- Goal
Would it be possible to write out each entry below exactly, without the pictures?

- Stored rows
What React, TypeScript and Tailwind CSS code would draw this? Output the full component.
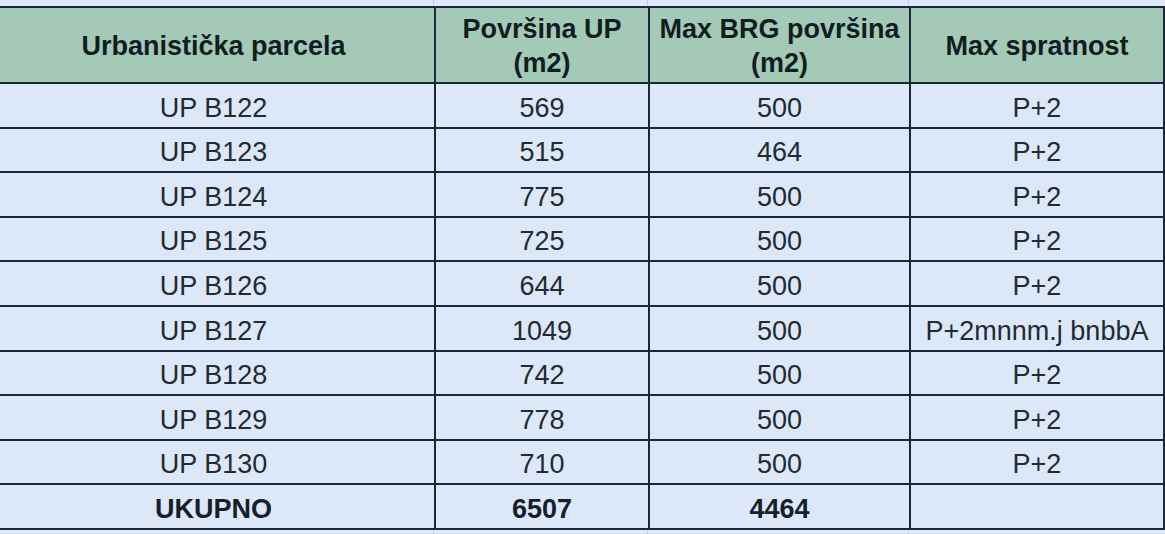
const rows: [string, string, string, string][] = [
  ['UP B122', '569', '500', 'P+2'],
  ['UP B123', '515', '464', 'P+2'],
  ['UP B124', '775', '500', 'P+2'],
  ['UP B125', '725', '500', 'P+2'],
  ['UP B126', '644', '500', 'P+2'],
  ['UP B127', '1049', '500', 'P+2mnnm.j bnbbA'],
  ['UP B128', '742', '500', 'P+2'],
  ['UP B129', '778', '500', 'P+2'],
  ['UP B130', '710', '500', 'P+2'],
];

const cols = 'grid-cols-[441px_212px_259px_252px]';

function Strip({ height }: { height: string }) {
  return (
    <div className={`flex ${height} ml-[-7px]`}>
      <div className="w-[441px] border-r border-[#c3cddb]" />
      <div className="w-[214px] border-r border-[#c3cddb]" />
      <div className="w-[261px] border-r border-[#c3cddb]" />
      <div className="flex-1" />
    </div>
  );
}

const head = 'h-[74px] bg-[#a4c9b6] flex items-center justify-center font-bold text-[27px] leading-[34px] text-[#0f1e22] text-center pt-[2px]';
const cell = 'h-[42.6px] bg-[#dce8f8] flex items-center justify-center text-[27px] pt-[5px] whitespace-nowrap overflow-hidden';

export default function App() {
  return (
    <div
      className="w-[1165px] h-[534px] overflow-hidden bg-[#dde8f7] text-[#222a33]"
      style={{ fontFamily: '"Liberation Sans", Arial, sans-serif' }}
    >
      <Strip height="h-[6px]" />
      <div className={`grid ${cols} gap-[2px] p-[2px] bg-[#18283a] ml-[-9px] w-[1174px]`}>
        <div className={head}>Urbanistička parcela</div>
        <div className={head}>Površina UP<br />(m2)</div>
        <div className={head}>Max BRG površina<br />(m2)</div>
        <div className={head}>Max spratnost</div>
        {rows.map((r) =>
          r.map((c, i) => (
            <div key={r[0] + i} className={cell}>
              {c}
            </div>
          ))
        )}
        <div className={`${cell} font-bold text-[#16202a]`}>UKUPNO</div>
        <div className={`${cell} font-bold text-[#16202a]`}>6507</div>
        <div className={`${cell} font-bold text-[#16202a]`}>4464</div>
        <div className={cell} />
      </div>
      <Strip height="h-[6px]" />
    </div>
  );
}
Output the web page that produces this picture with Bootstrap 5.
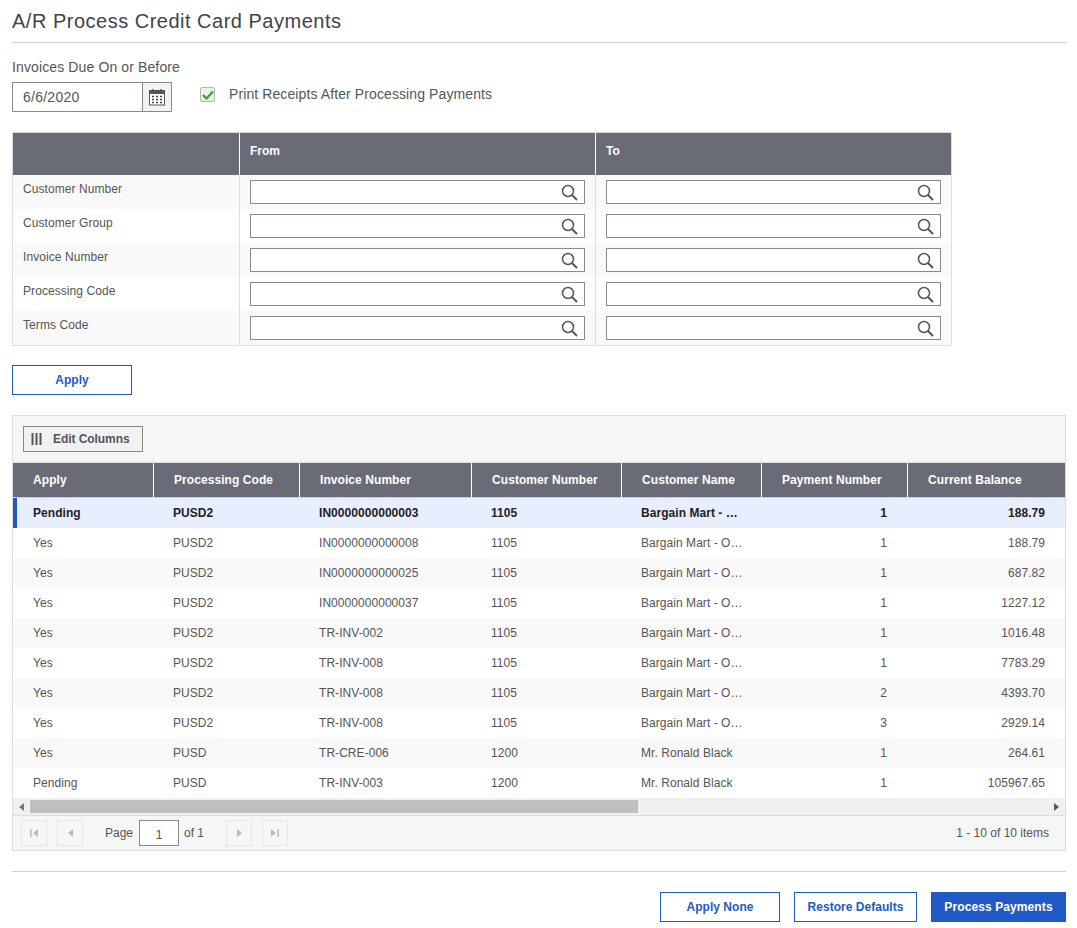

- Solution
What React, TypeScript and Tailwind CSS code would draw this? Output the full component.
const rows: [string, string, string, string][] = [
  ['UP B122', '569', '500', 'P+2'],
  ['UP B123', '515', '464', 'P+2'],
  ['UP B124', '775', '500', 'P+2'],
  ['UP B125', '725', '500', 'P+2'],
  ['UP B126', '644', '500', 'P+2'],
  ['UP B127', '1049', '500', 'P+2mnnm.j bnbbA'],
  ['UP B128', '742', '500', 'P+2'],
  ['UP B129', '778', '500', 'P+2'],
  ['UP B130', '710', '500', 'P+2'],
];

const cols = 'grid-cols-[441px_212px_259px_252px]';

function Strip({ height }: { height: string }) {
  return (
    <div className={`flex ${height} ml-[-7px]`}>
      <div className="w-[441px] border-r border-[#c3cddb]" />
      <div className="w-[214px] border-r border-[#c3cddb]" />
      <div className="w-[261px] border-r border-[#c3cddb]" />
      <div className="flex-1" />
    </div>
  );
}

const head = 'h-[74px] bg-[#a4c9b6] flex items-center justify-center font-bold text-[27px] leading-[34px] text-[#0f1e22] text-center pt-[2px]';
const cell = 'h-[42.6px] bg-[#dce8f8] flex items-center justify-center text-[27px] pt-[5px] whitespace-nowrap overflow-hidden';

export default function App() {
  return (
    <div
      className="w-[1165px] h-[534px] overflow-hidden bg-[#dde8f7] text-[#222a33]"
      style={{ fontFamily: '"Liberation Sans", Arial, sans-serif' }}
    >
      <Strip height="h-[6px]" />
      <div className={`grid ${cols} gap-[2px] p-[2px] bg-[#18283a] ml-[-9px] w-[1174px]`}>
        <div className={head}>Urbanistička parcela</div>
        <div className={head}>Površina UP<br />(m2)</div>
        <div className={head}>Max BRG površina<br />(m2)</div>
        <div className={head}>Max spratnost</div>
        {rows.map((r) =>
          r.map((c, i) => (
            <div key={r[0] + i} className={cell}>
              {c}
            </div>
          ))
        )}
        <div className={`${cell} font-bold text-[#16202a]`}>UKUPNO</div>
        <div className={`${cell} font-bold text-[#16202a]`}>6507</div>
        <div className={`${cell} font-bold text-[#16202a]`}>4464</div>
        <div className={cell} />
      </div>
      <Strip height="h-[6px]" />
    </div>
  );
}
Output the web page that produces this picture with Bootstrap 5.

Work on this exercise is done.